A Legião Urbana fez o que deveria, um disco apontando novos horizontes, mas sem perder sua essência na mensagem, mas com um novo som. "As Quatro Estações" não foram só um momento do grupo, foi o momento do país!


A nova velha forma de se contar uma história

Muito se dizia que a Legião Urbana havia mudado sua postura, mudado suas músicas e não eram mais como antes. Quem quis manter o mesmo dançou! E sabendo disso, o trio expandiu seus horizontes. Mas essa mudança não foi tão grande assim.

Compare 1965 (Duas Tribos) com algumas outras músicas, como a própria Que país é esse e veja se não existe relação, sendo a primeira bem mais escrachada e direta sobre um momento tenebroso do nosso país. Ou mesmo Sete cidades e Quase sem querer, são músicas que se complementam e tem uma mensagem similar. Mas o que vale realmente destacar neste disco são três canções específicas:

  • Quando o sol bater na janela do seu quarto

Uma canção bem alto astral que diz muito sobre aquele momento. Um país que voltava a votar, que tinha uma nova constituição. “Tudo é dor e toda dor vem de um desejo de não sentirmos dor”, talvez isso explique o que era o momento, um povo cansado de sofrer que já não quer mais esse sofrimento, quer apenas ver o sol nascer na sua janela e encarar o seu dia com dignidade.


  • Meninos e Meninas

Antes dos movimentos LGBTQI+, antes de se pensar em direitos, era quase impensável que uma música como essa pudesse ser um hit (Ainda mais nos tempos de ditadura), com um refrão que diz “Eu gosto de meninos e meninas”. A nova constituinte estava aprovada e essa música de certa forma era um grito entalado, de uma geração que queria liberdade para amar quem quisesse, viver a vida que quisesse.


  • País e Filhos

Nessa podemos ver como Renato Russo evoluiu como letrista, ao mesmo tempo que Dado e Bonfá constroem uma música incrível! Não é muito bom explicar letras de música, mas ter uma delicadeza para explicar a relação entre pais e filhos que vão desde necessidade de afeto até suicídio é para poucos. Tudo isso, com uma música que sabe valorizar os momentos da letra sendo melancólica quando deve ser, pra cima quando deve ser e blues quando deve ser.


Incrível e delicado

Ainda vale destacar “Eu era um lobisomem juvenil”, que é uma letra bem curiosa e estranha, algo que só a Legião Urbana poderia ter feito. 

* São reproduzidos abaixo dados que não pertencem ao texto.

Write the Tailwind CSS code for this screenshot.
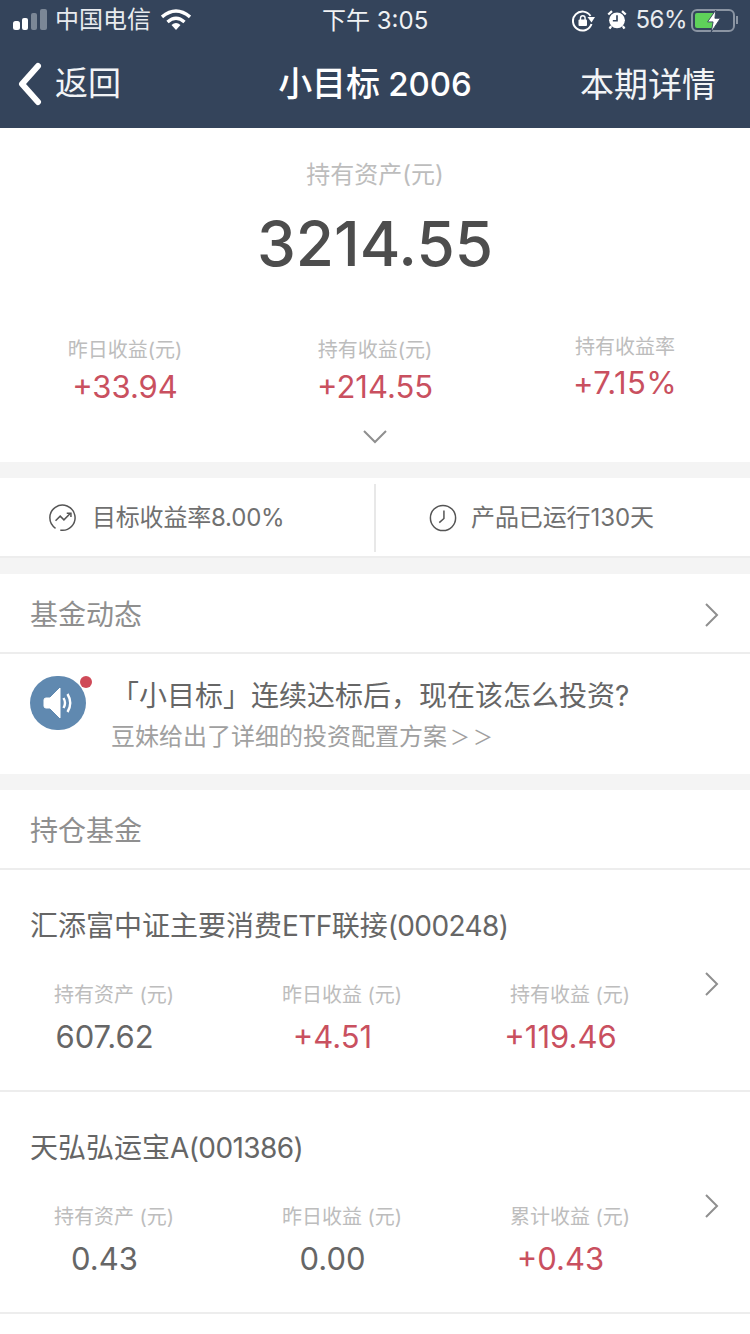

Esse disco traz uma delicadeza, uma necessidade e um momento de esperança para o Brasil. Se o Barão Vermelho abriu a década dizendo que “Pouco importa o que essa gente vá falar mal”, sem se preocupar, sem limites e com muito rock. Aqui a Legião encerra a década dizendo “Cordeiro de Deus que tirai os pecados do mundo/Dai-nos a paz”, assim enterrando uma década de aventuras, loucuras e pedindo a Deus por dias melhores.